Day trips were more their style. There was a high concentration of antique shops in the area, and the two spent most of their time exploring, flanked by retirees. Franny would leave David at the boxes of tin saints’ medals and return to show him photos and postcards she had found in the shop’s recesses.

Despite never experiencing organized religion beyond his mother’s plastic rosaries, he had an abiding reverence for Saint Apollonia, who, around the year 249, suffered the indignity of having every single one of her teeth bashed in by persecutors of Christians. Apollonia was supposed to be burned toothless at the stake but instead launched herself into the fire, an act pardoned by Saint Augustine, who noted the suicidal action of Apollonia’s leap and forgave her and similar martyred individuals, for they acted on God’s command. “Not through human caprice but on the command of God, not erroneously but through obedience,” Augustine wrote. The classical image of Apollonia was of a beautiful girl holding antique extractors in which a tooth was delicately grasped. She was the patron saint of dentistry, and David collected her prayer cards and medals the way he had collected coins as a kid. Adding to a collection always seemed to have a larger point, which could be appreciated even when he was the only one handing over the cash for the rounds of silver and tin stamped with the saint’s calm face, extractors aloft as her symbol of martyrdom.

When he found an Apollonia charm, he would bring it home in a folded brown bag and leave it on the kitchen table. Franny liked to examine them on her own. She would thread a piece of ribbon through the hoop at the top as if it was a necklace for display, holding it up to the light. Then she would place it back inside its paper bag for David to find later. He stored them on a high bookshelf in the living room.

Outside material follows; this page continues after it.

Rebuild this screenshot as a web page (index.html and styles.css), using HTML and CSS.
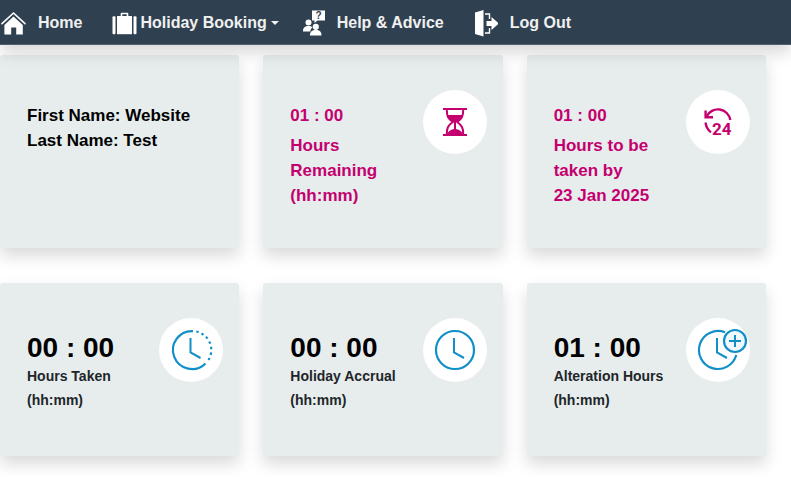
FILE: index.html
```
<!DOCTYPE html>
<html lang="en">
<head>
    <meta charset="UTF-8">
    <meta name="viewport" content="width=device-width, initial-scale=1">
    <title>Holiday Booking</title>
    <link rel="stylesheet" href="styles.css">
</head>
<body>
    <nav class="navbar">
        <a class="nav-link" href="#home">
            <svg width="26" height="26" viewBox="0 0 26 26" fill="#fff" aria-hidden="true">
                <path d="M2 13.6 13.5 3 25 13.6" fill="none" stroke="#fff" stroke-width="1.6" stroke-linecap="round"/>
                <path d="M13.5 6.6 22.8 15v9.6h-6.6v-7h-5v7H4.4V15z"/>
            </svg>
            Home
        </a>
        <button class="nav-link nav-dropdown" type="button" aria-haspopup="true">
            <svg width="32" height="26" viewBox="0 0 32 26" fill="#fff" aria-hidden="true">
                <rect x="6.5" y="6.2" width="3" height="18" rx="1"/>
                <rect x="11" y="6" width="15" height="18.2"/>
                <rect x="27.5" y="6.2" width="3" height="18" rx="1"/>
                <path d="M15.500 6V3.500h6V6" fill="none" stroke="#fff" stroke-width="1.6" stroke-linejoin="round"/>
            </svg>
            Holiday Booking
            <span class="caret"></span>
        </button>
        <a class="nav-link" href="#help">
            <svg width="22" height="28" viewBox="0 0 22 28" fill="#fff" aria-hidden="true">
                <path d="M9 1.500h13v10h-7.5L11.500 14v-2.500H9z"/>
                <text class="question" x="15.500" y="10" text-anchor="middle">?</text>
                <circle cx="5.500" cy="13.500" r="3"/>
                <path d="M0 22.500c0-4 2-5.500 5.500-5.500 2 0 3 .4 4 1.500-1.600 1-2 2.200-2.200 4z"/>
                <circle cx="12.800" cy="17.800" r="3.100"/>
                <path d="M7 26.500c0-4 2-5.500 5.800-5.500s5.700 1.500 5.700 5.500z"/>
            </svg>
            Help &amp; Advice
        </a>
        <a class="nav-link" href="#logout">
            <svg width="30" height="28" viewBox="0 0 30 28" fill="#fff" aria-hidden="true">
                <path d="M7 3.500 15.500 1v26.500L7 25z"/>
                <path d="M17 5h4.500v5M17 24h4.500v-5" fill="none" stroke="#fff" stroke-width="1.400"/>
                <path d="M18.500 12h5V8l7.500 6.500-7.500 6.500v-4h-5z"/>
            </svg>
            Log Out
        </a>
    </nav>

    <main class="cards">
        <section class="card">
            <div class="card-text name">
                First Name: Website<br>
                Last Name: Test
            </div>
        </section>

        <section class="card highlight">
            <div class="card-text">
                <div class="value">01 : 00</div>
                <div class="label">Hours Remaining (hh:mm)</div>
            </div>
            <div class="card-icon">
                <svg width="64" height="64" viewBox="0 0 64 64" fill="currentColor" aria-hidden="true">
                    <rect x="20" y="18" width="24" height="2"/>
                    <rect x="20" y="44" width="24" height="2"/>
                    <path d="M23.800 20c0 6 1.200 8.500 6 12-4.800 3.500-6 6-6 12M40.200 20c0 6-1.200 8.500-6 12 4.800 3.500 6 6 6 12" fill="none" stroke="currentColor" stroke-width="2"/>
                    <path d="M24 25h16c-.8 3-2.500 4.800-5.500 7h-5C26.500 29.800 24.800 28 24 25z"/>
                    <path d="M31 31h2v8c3.800.8 6.300 2.500 6.800 5.500H24.200c.5-3 3-4.700 6.800-5.500z"/>
                </svg>
            </div>
        </section>

        <section class="card highlight">
            <div class="card-text">
                <div class="value">01 : 00</div>
                <div class="label">Hours to be taken by <br>23 Jan 2025</div>
            </div>
            <div class="card-icon">
                <svg width="64" height="64" viewBox="0 0 64 64" fill="none" stroke="currentColor" stroke-width="2.400" aria-hidden="true">
                    <path d="M20.500 26.500A12.600 12.600 0 0 1 44.300 30"/>
                    <path d="M19.600 20.500v6.800h7.400"/>
                    <path d="M19.600 32.500a13 13 0 0 0 5.400 9.700"/>
                    <text class="hours24" x="26" y="45">24</text>
                </svg>
            </div>
        </section>

        <section class="card totals">
            <div class="card-text">
                <div class="value">00 : 00</div>
                <div class="label">Hours Taken (hh:mm)</div>
            </div>
            <div class="card-icon">
                <svg width="64" height="64" viewBox="0 0 64 64" fill="none" stroke="currentColor" stroke-width="2.200" aria-hidden="true">
                    <path d="M34 13.100A19 19 0 1 0 46.500 45.400"/>
                    <path d="M37.300 13.500A19 19 0 0 1 49.500 42" stroke-dasharray="2.400 3.200"/>
                    <path d="M31.500 20v14.500l10 5.500" stroke-width="2"/>
                </svg>
            </div>
        </section>

        <section class="card totals">
            <div class="card-text">
                <div class="value">00 : 00</div>
                <div class="label">Holiday Accrual (hh:mm)</div>
            </div>
            <div class="card-icon">
                <svg width="64" height="64" viewBox="0 0 64 64" fill="none" stroke="currentColor" stroke-width="2.200" aria-hidden="true">
                    <circle cx="32" cy="32" r="19"/>
                    <path d="M31 20v14.500l10 5.500" stroke-width="2"/>
                </svg>
            </div>
        </section>

        <section class="card totals">
            <div class="card-text">
                <div class="value">01 : 00</div>
                <div class="label">Alteration Hours (hh:mm)</div>
            </div>
            <div class="card-icon">
                <svg width="64" height="64" viewBox="0 0 64 64" fill="none" stroke="currentColor" stroke-width="2.200" aria-hidden="true">
                    <path d="M39 14.300A19 19 0 1 0 50.300 37"/>
                    <path d="M31 20v14.500l10 5.500" stroke-width="2"/>
                    <circle cx="49" cy="23" r="11" fill="#f1f9fd"/>
                    <path d="M49 17v12M43 23h12" stroke-width="2"/>
                </svg>
            </div>
        </section>
    </main>
</body>
</html>
```

FILE: styles.css
```
* {
    box-sizing: border-box;
}
body {
    margin: 0;
    background: #fff;
    color: #212529;
    font-family: Arial, "Liberation Sans", sans-serif;
    font-weight: bold;
}

/* top menu */
.navbar {
    position: relative;
    z-index: 1;
    display: flex;
    align-items: center;
    gap: 24px;
    height: 45px;
    padding-top: 1px;
    background: #2f4050;
    border-bottom: 1px solid #52606d;
    box-shadow: 0 8px 16px rgba(0, 0, 0, 0.15);
}
.nav-link {
    display: flex;
    align-items: center;
    gap: 12px;
    padding: 0;
    border: 0;
    background: none;
    color: #f0f0f0;
    font: bold 16px Arial, "Liberation Sans", sans-serif;
    text-decoration: none;
    white-space: nowrap;
    cursor: pointer;
}
.nav-dropdown {
    gap: 2px;
}
.caret {
    margin-left: 2px;
    border-top: 4px solid #f0f0f0;
    border-left: 4px solid transparent;
    border-right: 4px solid transparent;
}
.question {
    fill: #2f4050;
    font-size: 10px;
}

/* dashboard cards */
.cards {
    display: grid;
    grid-template-columns: repeat(3, 1fr);
    gap: 35px 24px;
    padding: 10px 25px 20px 0;
}
.card {
    display: flex;
    min-height: 173px;
    padding: 35px 16px 25px 27px;
    background: #e7eded;
    border-radius: 3px;
    box-shadow: 0 8px 16px rgba(0, 0, 0, 0.15);
}
.card-text {
    flex: 1;
    padding: 13px 0 15px;
}
.name {
    color: #000;
    font-size: 17px;
    line-height: 25px;
}
.card-icon {
    flex: none;
    width: 64px;
    height: 64px;
    border-radius: 50%;
    background: #fff;
}
.card-icon svg {
    display: block;
    overflow: visible;
}
.highlight {
    color: #c4006f;
    font-size: 17px;
}
.highlight .value {
    margin-bottom: 5px;
    line-height: 25px;
}
.highlight .label {
    line-height: 25px;
}
.hours24 {
    fill: currentColor;
    stroke: none;
    font: bold 17px Roboto, sans-serif;
}
.totals .value {
    color: #000;
    font-size: 28px;
    line-height: 33px;
}
.totals .label {
    font-size: 14px;
    line-height: 24px;
}
.totals .card-icon {
    color: #118fc9;
}
```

Franny grew up with religion and occasionally observed its traditions. One cold evening, the two of them walked to a church down the hill and received the sign of the cross on their foreheads with ashes. She scrubbed hers off the next morning before work, but David could feel his own mark as if it was still a flame. He left it on for days, until it smudged and buried itself in the individual pores on his forehead, sinking grease in the furrows between his eyes, giving him the brindled pallor of a man carved from stone.

23

DAVID PREFERRED to brew a pot of coffee and leave it to fill the house with its scent, but such a move required that he find the coffeemaker and the filters and then the coffee itself. The police officer had left the instant grounds out, and David put them away. The coffeemaker was under the counter by the sink, and the filters were behind a line of cans in the pantry. He found the coffee in the freezer, rolled into a fist-size brick and secured with rubber bands. He had trouble gripping the coffee spoon with gloves on, so he removed one glove and pressed his bare hand on the countertop. His bruised body and brain were confused by the darkness outside and the smell of coffee. It had felt as if it was still evening until he started making the coffee, when it began to feel like morning. He didn’t have a clock to check.